When a utility company’s poorly maintained power lines spark a blaze in dried-out vegetation amidst hurricane-force winds, even the most well-managed forests are at risk. But in many places, forest management can help reduce unwanted effects when fires do occur, especially in drier forests.
The entire Forest Products industry is facing a shortage of workers as many older employees retire. To keep our forests in good shape, we need a new generation of foresters ready to take the reins. We previously covered a program in Calaveras County, California that provides forestry jobs for people who live in the fire-prone Sierra Nevada foothills. Now, let’s take a look at a statewide program called the Forestry Challenge that’s stepping up to train high school students in technical forest skills and management.
“‘Forestry is a little bit invisible to most folks. Most people think of park rangers and that’s a very limited way of looking at land management,’ said Erin Kelly, an associate professor of forest economics and administration at Humboldt State University. Foresters have a broad range of responsibilities from managing tree growth to providing technical expertise for improving the health and economic viability of forests.”

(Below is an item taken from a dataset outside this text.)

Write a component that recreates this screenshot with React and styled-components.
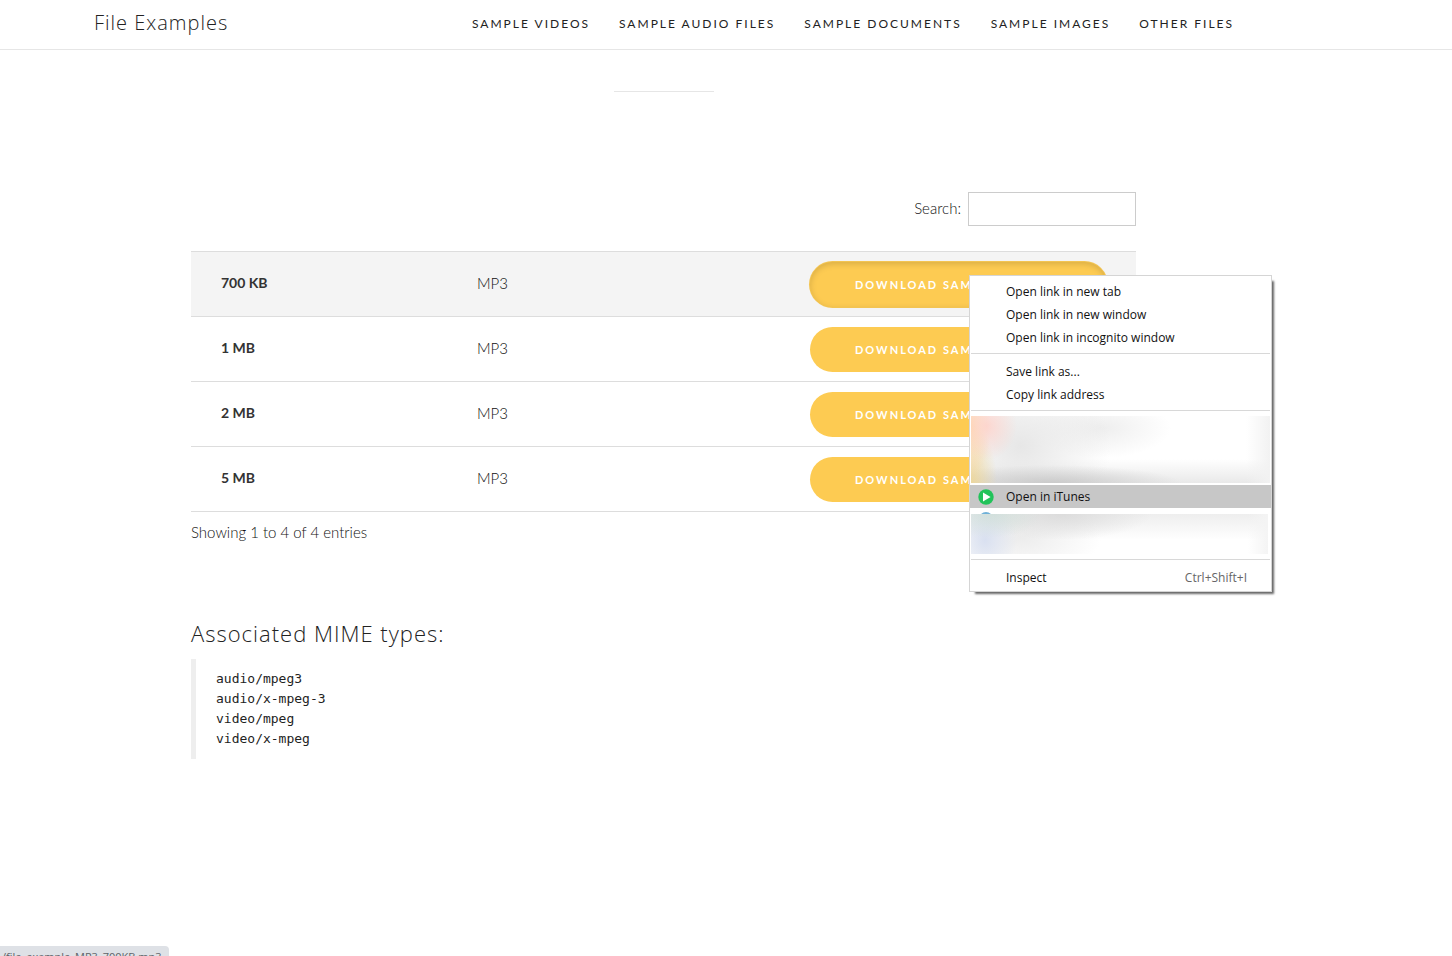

“A 2018 survey by Shasta College found that 45 percent of natural resource businesses in Northern California — including forestry, fuel production and environmental consulting — are experiencing or anticipate a workforce shortage. State government employers reported the most difficulty finding qualified forestry applicants in the last five years, according to a 2019 study by Kelly and Greg Brown, head of the Natural Resources Management and Environmental Sciences Department at Cal Poly San Luis Obispo. Forestry Challenge is trying to change that by teaching students new skills and career pathways.”
Founded in 2003, the Forestry Challenge program draws in participants from five countries around the state to learn from professional foresters how to collect forest data, analyze it and present their findings to a panel of judges. In Santa Cruz this year, 84 students evaluated a piece of land to make recommendations for a timber management plan, considering tree health and density, future harvesting, economic cost and biological impact.
Many students return year after year. Organizers say they’re showing them that earning a STEM degree doesn’t have to mean working in an office for a tech company. Instead, they could be outside, having a direct impact on the health of the environment.